Two big caveats to this story. The news outlets reporting the “suspicious accident’ are tools of the Turkish government. The story would not have appeared at all without the blessing of the highest authorities.

Another problem with this news is that the New York Post is the only major American news site repeating the Turkish reports.

The anti-Saudi hysteria continues to build in the U.S,, which raises several fascinating questions. If Khashoggi had been some construction executive or an ordinary Saudi citizen, who would have cared that he disappeared into the Saudi consulate? The media who are hyping this story, flogging it for all it’s worth, should ask themselves if Khashoggi wasn’t an occasional columnist for the Washington Post, would any of them have given a damn?

There are hundreds of Khashoggis languishing in prisons across the Middle East. They are working for freedom from oppressive governments and getting tortured and executed, with nary a line appearing in the New York Times about it.

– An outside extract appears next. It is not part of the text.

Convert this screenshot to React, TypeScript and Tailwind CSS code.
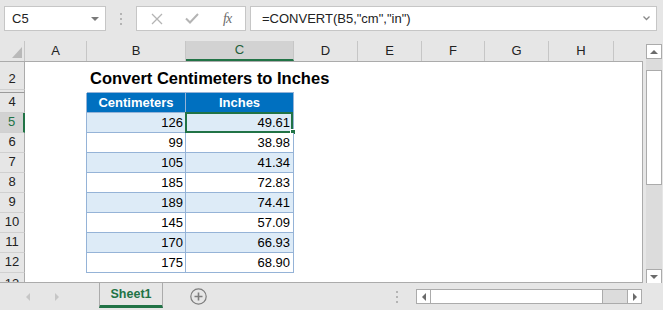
import React from "react";

const columns = [
  { label: "A", w: "w-[62px]" },
  { label: "B", w: "w-[99px]" },
  { label: "C", w: "w-[108px]", active: true },
  { label: "D", w: "w-[64px]" },
  { label: "E", w: "w-[64px]" },
  { label: "F", w: "w-[63px]" },
  { label: "G", w: "w-[64px]" },
  { label: "H", w: "w-[65px]" },
];

const rows: [number, number, string][] = [
  [5, 126, "49.61"],
  [6, 99, "38.98"],
  [7, 105, "41.34"],
  [8, 185, "72.83"],
  [9, 189, "74.41"],
  [10, 145, "57.09"],
  [11, 170, "66.93"],
  [12, 175, "68.90"],
];

const RowHead = ({ n, active }: { n?: number; active?: boolean }) => (
  <div
    className={`w-[25px] h-full shrink-0 flex items-end justify-center pb-[1px] text-[13px] border-b border-[#d0d0d0] ${
      active
        ? "bg-[#d2d2d2] text-[#217346] border-r-2 border-r-[#217346]"
        : "bg-[#e6e6e6] text-[#222] border-r border-r-[#ababab]"
    }`}
  >
    {n}
  </div>
);

const Triangle = ({ dir, color }: { dir: "up" | "down" | "left" | "right"; color: string }) => {
  const pts = {
    up: "0,5 4,1 8,5",
    down: "0,1 8,1 4,5",
    left: "5,0 5,8 1,4",
    right: "1,0 1,8 5,4",
  }[dir];
  const size = dir === "up" || dir === "down" ? { w: 8, h: 6 } : { w: 6, h: 8 };
  return (
    <svg width={size.w} height={size.h} viewBox={`0 0 ${size.w} ${size.h}`}>
      <polygon points={pts} fill={color} />
    </svg>
  );
};

const Dots = () => (
  <div className="flex flex-col gap-[3px]">
    <span className="w-[2px] h-[2px] bg-[#b4b4b4]" />
    <span className="w-[2px] h-[2px] bg-[#b4b4b4]" />
    <span className="w-[2px] h-[2px] bg-[#b4b4b4]" />
  </div>
);

export default function App() {
  return (
    <div className="w-[663px] h-[310px] bg-[#e6e6e6] flex flex-col overflow-hidden font-['Liberation_Sans',Arial,sans-serif] text-[13px] text-[#222]">
      {/* formula bar */}
      <div className="h-[41px] shrink-0 flex items-start pt-[6px]">
        <div className="ml-[4px] w-[102px] h-[25px] bg-white border border-[#c6c6c6] flex items-center justify-between pl-[7px] pr-[6px]">
          <span>C5</span>
          <Triangle dir="down" color="#7a7a7a" />
        </div>
        <div className="w-[30px] h-[25px] flex items-center justify-center">
          <Dots />
        </div>
        <div className="w-[110px] h-[25px] bg-white border border-[#c6c6c6] flex items-center">
          <svg width="12" height="12" viewBox="0 0 12 12" className="ml-[14px]">
            <path d="M1 1 L11 11 M11 1 L1 11" stroke="#b4b4b4" strokeWidth="1.3" />
          </svg>
          <svg width="14" height="11" viewBox="0 0 14 11" className="ml-[22px]">
            <path d="M1 5.5 L5 9.5 L13 1" stroke="#b4b4b4" strokeWidth="2" fill="none" />
          </svg>
          <span className="ml-[24px] italic font-['Liberation_Serif',serif] text-[14px] text-[#6b6b6b] tracking-[-1px]">
            fx
          </span>
        </div>
        <div className="ml-[4px] w-[407px] h-[25px] bg-white border border-[#c6c6c6] flex items-center justify-between pl-[11px] pr-[6px]">
          <span>=CONVERT(B5,"cm","in")</span>
          <svg width="7" height="5" viewBox="0 0 7 5">
            <path d="M0.5 0.5 L3.5 3.5 L6.5 0.5" stroke="#8a8a8a" strokeWidth="1.3" fill="none" />
          </svg>
        </div>
      </div>

      {/* sheet area */}
      <div className="h-[242px] shrink-0 flex">
        <div className="w-[643px] flex flex-col">
          {/* column headers */}
          <div className="h-[21px] shrink-0 flex border-b border-[#ababab]">
            <div className="w-[25px] shrink-0 border-r border-[#c6c6c6] flex items-end justify-end pr-[2px] pb-[3px]">
              <svg width="10" height="11" viewBox="0 0 10 11">
                <polygon points="10,0 10,11 0,11" fill="#b9b9b9" />
              </svg>
            </div>
            {columns.map((c) => (
              <div
                key={c.label}
                className={`${c.w} shrink-0 flex items-center justify-center border-r border-r-[#c6c6c6] text-[13px] ${
                  c.active ? "bg-[#d2d2d2] text-[#1f5f3b] border-b-2 border-b-[#217346]" : ""
                }`}
              >
                {c.label}
              </div>
            ))}
          </div>

          {/* grid body */}
          <div className="flex-1 flex flex-col bg-white border-r border-b border-[#ababab] overflow-hidden">
            {/* row 2 */}
            <div className="h-[28px] shrink-0 flex">
              <RowHead n={2} />
              <div className="w-[62px] shrink-0" />
              <div className="flex items-end pl-[3px] pb-[4px] whitespace-nowrap font-bold text-[16.5px] text-black leading-none">
                Convert Centimeters to Inches
              </div>
            </div>
            {/* hidden row 3 */}
            <div className="h-[3px] shrink-0 flex">
              <div className="w-[25px] h-full shrink-0 bg-[#e6e6e6] border-r border-[#ababab] border-b border-b-[#9a9a9a]" />
              <div className="w-[62px] shrink-0" />
              <div className="w-[207px] shrink-0 border-b border-[#95b3d7]" />
            </div>
            {/* row 4 header */}
            <div className="h-[20px] shrink-0 flex">
              <RowHead n={4} />
              <div className="w-[62px] shrink-0 border-r border-[#95b3d7]" />
              <div className="w-[99px] shrink-0 bg-[#0070c0] border-r border-b border-[#95b3d7] flex items-center justify-center text-white font-bold">
                Centimeters
              </div>
              <div className="w-[108px] shrink-0 bg-[#0070c0] border-r border-b border-[#95b3d7] flex items-center justify-center text-white font-bold">
                Inches
              </div>
            </div>
            {rows.map(([n, cm, inch], i) => {
              const bg = i % 2 === 0 ? "bg-[#ddebf7]" : "bg-white";
              return (
                <div key={n} className="h-[20px] shrink-0 flex">
                  <RowHead n={n} active={n === 5} />
                  <div className="w-[62px] shrink-0 border-r border-[#95b3d7]" />
                  <div className={`w-[99px] shrink-0 ${bg} border-r border-b border-[#95b3d7] flex items-center justify-end pr-[2px] text-black`}>
                    {cm}
                  </div>
                  <div className={`relative w-[108px] shrink-0 ${bg} border-r border-b border-[#95b3d7] flex items-center justify-end pr-[3px] text-black`}>
                    {inch}
                    {n === 5 && (
                      <>
                        <div className="absolute -top-[1px] -left-[1px] right-0 -bottom-[1px] border-2 border-[#217346]" />
                        <div className="absolute -right-[3px] -bottom-[3px] w-[6px] h-[6px] bg-[#217346] border border-white" />
                      </>
                    )}
                  </div>
                </div>
              );
            })}
            {/* row 13 (cut off) */}
            <div className="flex-1 flex">
              <div className="w-[25px] shrink-0 bg-[#e6e6e6] border-r border-[#ababab] flex justify-center pt-[3px] text-[13px] leading-[15px]">
                13
              </div>
            </div>
          </div>
        </div>

        {/* vertical scrollbar */}
        <div className="flex-1 flex flex-col items-center pt-[3px] pl-[2px]">
          <div className="w-[16px] h-[15px] shrink-0 bg-white border border-[#ababab] flex items-center justify-center">
            <Triangle dir="up" color="#6b6b6b" />
          </div>
          <div className="w-[16px] flex-1 bg-[#dcdcdc] pt-[11px]">
            <div className="h-[115px] bg-white border border-[#ababab]" />
          </div>
          <div className="w-[16px] h-[14px] shrink-0 bg-white border border-[#ababab] border-b-0 flex items-center justify-center">
            <Triangle dir="down" color="#6b6b6b" />
          </div>
        </div>
      </div>

      {/* sheet tabs bar */}
      <div className="flex-1 flex items-start">
        <div className="w-[99px] h-[27px] shrink-0 flex items-center pl-[25px] gap-[23px]">
          <Triangle dir="left" color="#c6c6c6" />
          <Triangle dir="right" color="#c6c6c6" />
        </div>
        <div className="w-[64px] h-[25px] shrink-0 border-x border-[#ababab] border-b-[3px] border-b-[#217346] flex items-center justify-center font-bold text-[12.5px] text-[#217346]">
          Sheet1
        </div>
        <div className="w-[68px] h-[27px] shrink-0 flex items-center justify-center pr-[16px] pl-[18px]">
          <svg width="17" height="17" viewBox="0 0 17 17">
            <circle cx="8.5" cy="8.5" r="7.7" fill="none" stroke="#7d7d7d" strokeWidth="1.2" />
            <path d="M8.5 4.5 V12.5 M4.5 8.5 H12.5" stroke="#7d7d7d" strokeWidth="1.6" />
          </svg>
        </div>
        <div className="w-[185px] h-[27px] shrink-0 flex items-center justify-end pr-[18px]">
          <Dots />
        </div>
        <div className="h-[27px] flex items-center">
          <div className="w-[226px] h-[15px] flex border border-[#ababab] bg-[#dcdcdc]">
            <div className="w-[14px] shrink-0 bg-white border-r border-[#ababab] flex items-center justify-center">
              <Triangle dir="left" color="#6b6b6b" />
            </div>
            <div className="w-[172px] shrink-0 bg-white border-r border-[#ababab]" />
            <div className="flex-1" />
            <div className="w-[14px] shrink-0 bg-white border-l border-[#ababab] flex items-center justify-center">
              <Triangle dir="right" color="#6b6b6b" />
            </div>
          </div>
        </div>
      </div>
    </div>
  );
}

And their shame should be compounded because the Times and most other media outlets have noticed all of a sudden that the kingdom is an oppressive regime. If the Times and other American media outlets were one tenth as vocal about the extraordinary oppression of women under Islamic law, the execution of gays, the stoning of adulteresses, and the “honor” murders of little girls who “shame” their families by smiling at boys not related to them, then their outrage over “human rights” and the Khashoggi murder might have a ring of authenticity to it.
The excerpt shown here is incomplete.